Esta música é sobre terapia de convulsão elétrica ("electric convulsion therapy"), que era dada a pacientes mentais em hospitais públicos da Irlanda. E aconteceu com um amigo da banda, então eles escreveram uma música raivosa sobre isso... “Se você não conhece, Electric Co.” E eles conseguiram expressar essa raiva de forma magistral nessa música. Outra marca registrada da sonoridade do U2 já surge nessa canção, que são essas partes ("bridge") em que os instrumentos parecem fazer um intervalo, mais "serenos", a fim de criarem a tensão necessária para o refrão final. O riffs estridentes e nervosos do Edge junto com a bateria acelerada e forte do Larry criaram o ambiente perfeito para o Bono soltar sua voz com fúria e força, em alguns momentos até soou como um tenor. Aliás, não por acaso, Bono fazia snippet de “Send In The Clowns” durante as apresentações ao vivo. Com essa canção a veia pós-punk do U2 ficou exposta.

“Shadows And Tall Trees”

O título foi tirado do livro "Lord Of The Flies", de William Golding, cujo quinto capítulo leva o mesmo nome. A música e o álbum são sobre infância, inocência e conflitos, assim como o livro de Golding. A mensagem que permeia o Boy é a natureza psicológica da transição da infância e adolescência para a idade adulta, na qual se perde a inocência. A canção que encerra esse belíssimo álbum traz um violão acústico acompanhado de uma bateria cadenciada, forte e repleta de eco.

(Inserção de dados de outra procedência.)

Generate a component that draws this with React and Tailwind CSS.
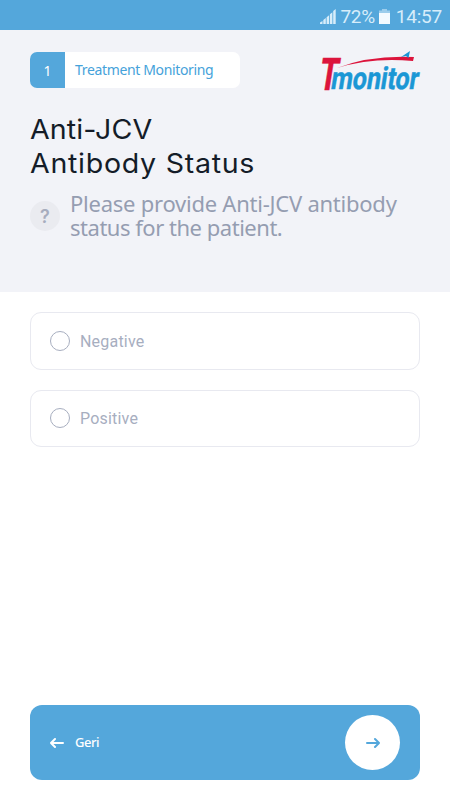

Essa é a leitura que faço do Boy, álbum com influência do pós punk, sincero, forte e com hits que viraram clássicos e iniciaram dignamente a jornada daquela que seria umas das maiores bandas de rock do mundo, U2. Prova disso é que após 40 anos o álbum Boy ganhou destaque nas principais listas das revistas especializadas. Acho que vale a pena ouvir o disco novamente atentando para todos esses detalhes, até é sempre um prazer ouvir esse grande álbum do U2.

PS.: Um agradecimento especial ao meu amigo músico e fã do U2, Daniel Olsson, que deu uma dicas preciosas sobre os detalhes técnicos de algumas músicas.